Are we talking about schadenfreude? Friedrich Neitzsche apparently once commented that humor is schadenfreude with a clear conscience. I'm not so sure I'd go that far. For example, I laugh at kumquats. They're small, the variety we see in stores are oval, they have peels like a tangerine, they have as many seeds as some oranges and the ones we buy in the stores are very sour. All of that being together in one itty bitty fruit strikes me as funny. It's not that the kumquat is suffering, but I've never come across as useless of a fruit as a kumquat.
Now, the fact that we still go ahead and use them may invoke schadenfreude. . . .
Wow, I've talked about schadenfreude, Nietzsche and kumquats in the Razzie forum. I bet that's a first. . . .
That said, I think you and wetbandit are right. Whether you're dealing with the pathos of Chaplin's tramp, the vaudevillian screwball of the Marx Brothers or the absurdity of Monty Python, it's by and large schadenfreude. I'm not sure where "Spam" fits in, though, and I'm not sure I want to find out. . . .

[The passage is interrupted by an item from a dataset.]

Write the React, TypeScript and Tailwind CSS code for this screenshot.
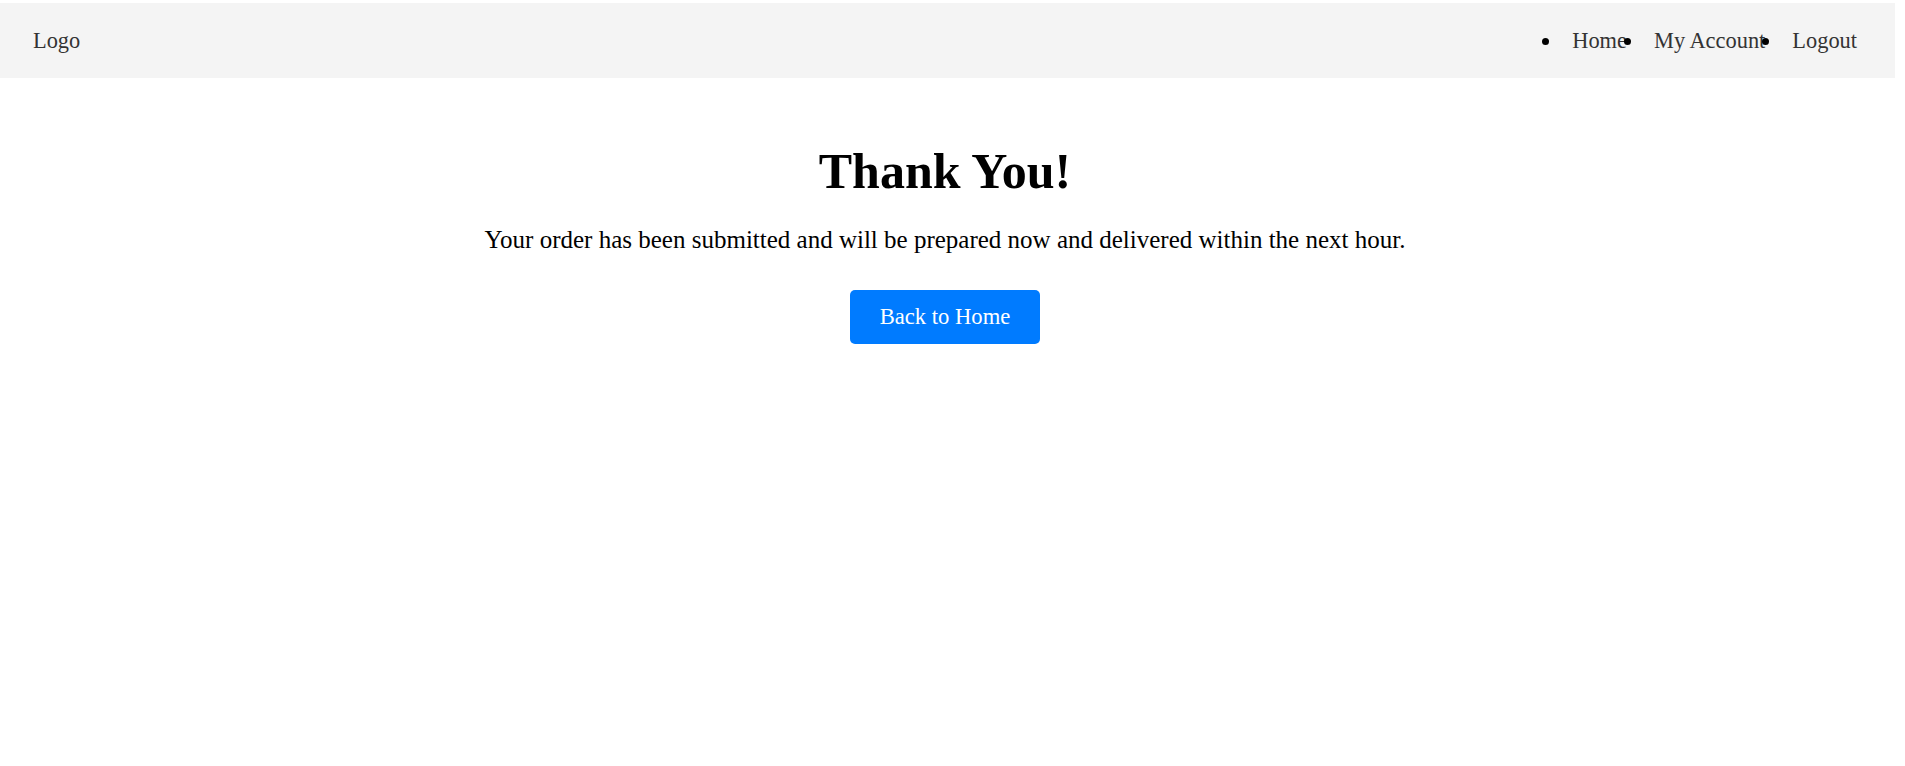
const navLinks = ["Home", "My Account", "Logout"];

const App = () => {
  return (
    <div className="w-[1895px] pt-[3px] font-['Liberation_Serif',serif] text-black">
      <header className="flex items-center justify-between bg-[#f4f4f4] h-[75px] pl-[33px] pr-[38px]">
        <a href="#" className="text-[22.4px] text-[#333]">
          Logo
        </a>
        <ul className="flex list-disc gap-[17px] text-[22.4px]">
          {navLinks.map((link) => (
            <li key={link} className="pl-[10px]">
              <a href="#" className="text-[#333]">
                {link}
              </a>
            </li>
          ))}
        </ul>
      </header>
      <main className="flex flex-col items-center pt-[56px] pr-[5px]">
        <h1 className="text-[50px] font-bold">Thank You!</h1>
        <p className="mt-[12px] text-[25px]">
          Your order has been submitted and will be prepared now and delivered
          within the next hour.
        </p>
        <button
          type="button"
          className="mt-[31px] h-[54px] w-[190px] rounded-[5px] bg-[#007bff] text-[22.6px] text-white"
        >
          Back to Home
        </button>
      </main>
    </div>
  );
};

export default App;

Originally posted by saturnwatcher
Chaplin, Keaton and Lloyd understood something about comedy that none of the modern film comics even vaguely comprehend. We loved the tramp and all the characters portrayed by Keaton and Lloyd because when we saw them on the screen, we were watching ourselves; not some pathetic loser we would rather beat up than laugh at. Further, they understood that real comedy always treds just this side of tragedy. It isn't about bodily functions or four letter words. It's about things we all see, experience and recognize.